Sunday, August 01, 2004

"Time-Honored Tradition"?

In today's Washington Post, Robert Kagan brings up some interesting points about the Kerry foreign policy as expressed by Kerry's acceptance speech. In essence, Kerry said that if he is elected President, America will return to its "time-honored" tradition - "The United States of America never goes to war because we want to; we only go to war because we have to. That is the standard of our nation." As Kagan points out, historically this has not been the tradition at all. The only two wars that the US has "had to" go into were the two times when America was attacked - WWII, and Afghanistan. All the other wars and military interventions from the Spanish-American War in 1898 all the way through Kosovo, Bosnia, Haiti, and Iraq were arguably "wars of choice".

Kagan's point is that this argument is an example of the Kerry foreign policy.
Why is Kerry invoking an American "tradition" that does not exist?

Perhaps he's distorting American history simply to cast the Bush administration and the war in Iraq in the harshest possible light. But maybe Kerry is not being cynical. Perhaps, finally, he is saying what he really believes and not what American policy has been, but what it should be.

The doctrine Kerry enunciated on Thursday night, after all, was the doctrine initially favored by the antiwar movement and the mainstream of the Democratic Party after the debacle of Vietnam. "Come home, America" was the cry of those who believed America had corrupted both the world and itself in "wars of choice" in Vietnam and elsewhere.

Advocates of this doctrine did not propose a "return" to some mythical American past. Rather, they proposed a radical departure onto a very different course in American foreign policy. Their goal was a retraction of American power and influence from around the globe. Nor did they have any doubt that their view of America was patriotic. They would cleanse America of its sins.
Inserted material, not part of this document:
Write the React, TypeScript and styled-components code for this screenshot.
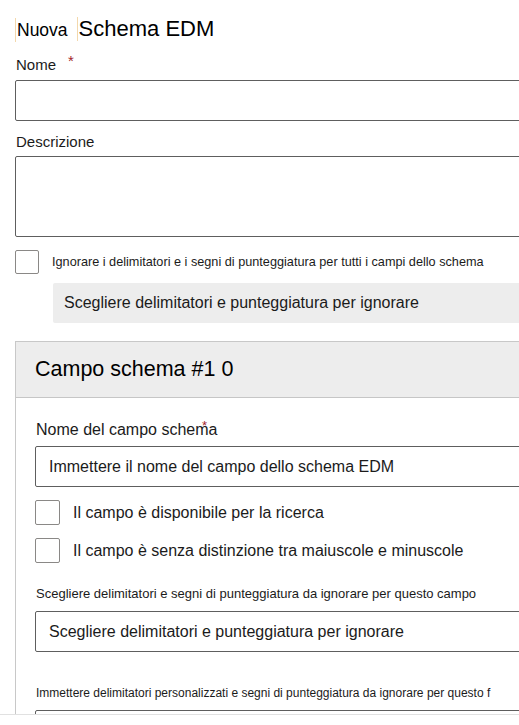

Would it really be surprising if John Kerry, whose life and thought were so powerfully shaped by his Vietnam experience, now returned to the view of American foreign policy which that experience led him to three decades ago? There seems to be a conspiracy on both sides in this campaign not to take Kerry seriously as a man of ideas and conviction. But the fact that he has waffled so visibly on Iraq may be the best proof of his commitment to the beliefs about American foreign policy he came to hold in the 1970s.
The upshot of this foreign policy is that all wars are ruled out, no matter what their justifications, except when America is directly attacked.
It would rule out all wars fought for humanitarian ends, all interventions to prevent genocide, to defend democracy or even, as in the case of the Persian Gulf War, to uphold international law against aggression. For those are all wars of choice.
I think Kagan is slightly mistaken in this last assessment. It seems that what Kerry is saying is not that all "wars of choice" are ruled out, but only the ones where he doesn't agree with the choice. Kerry's foreign policy is very similar to Clinton's. And the only wars that would then be fought, would be wars where America does not really have a strategic interest; war would once again be seen and used as social policy as Clinton did in Kosovo, Bosnia, and Haiti. Any wars where there may be an Selfish American interest would be ruled out because of the Left's beliefs of the purported sins of America.